On all of these questions, substantive discussion is needed over the coming weeks and months. The sometimes tempting recourse of oppositionists to colourful descriptions of government failures is not enough.
The task is to lay the foundations for a programme and approach that can continue the powerful progressive movement of the past nine years; but now instead of simply repairing the detritus of the Conservative years, as we have had to do, build upon the substance of our achievement to create a society with the values to which Labour has committed over the whole of its existence.

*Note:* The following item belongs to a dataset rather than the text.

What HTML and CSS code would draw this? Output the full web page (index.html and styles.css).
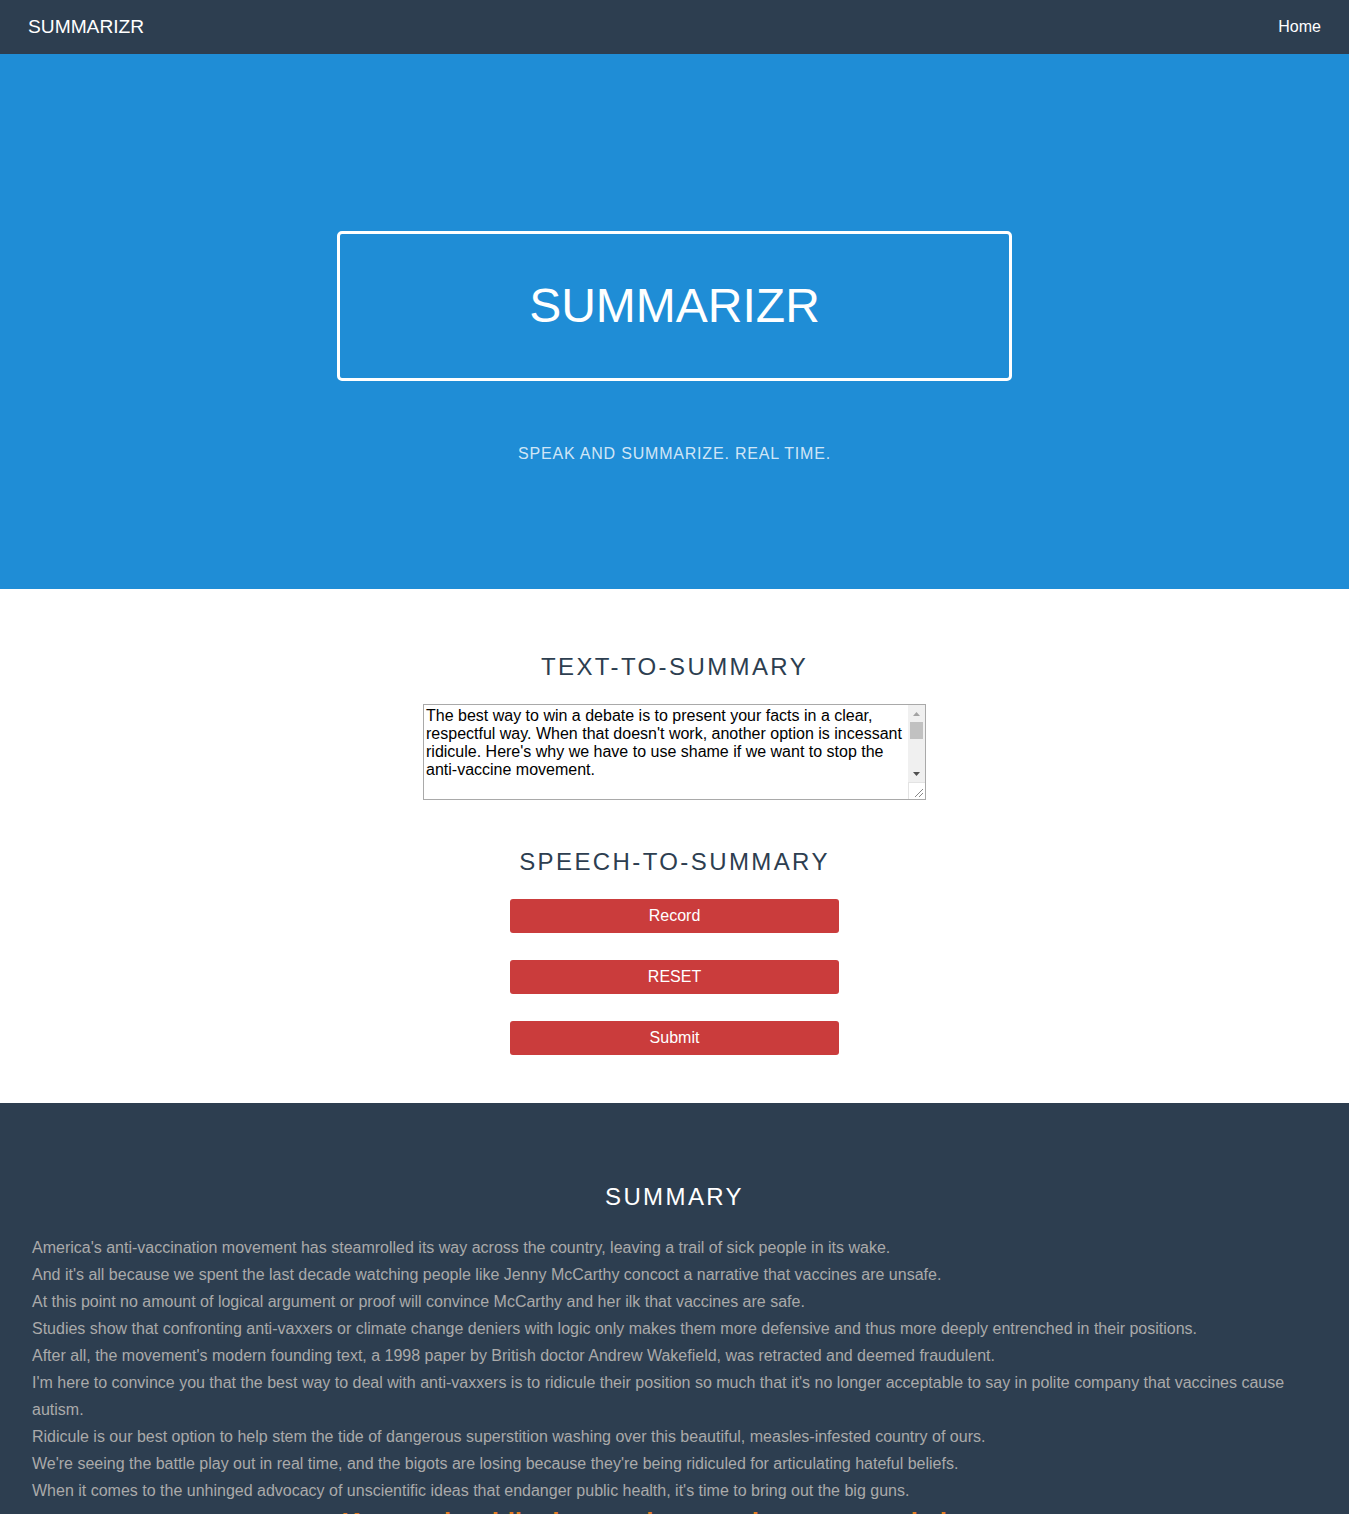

That starts from the completion of a thought-through programme for the rest of this parliament, goes on to prepare the approach that will be put before the country at the next election and then concludes with clarity about the ways in which we build a society that is founded upon enduring social democratic values.
Failure to undergo the systematic assessment I have discussed raises the real risk that our opponents will be able to present themselves as an attractive alternative at the next general election – and even before.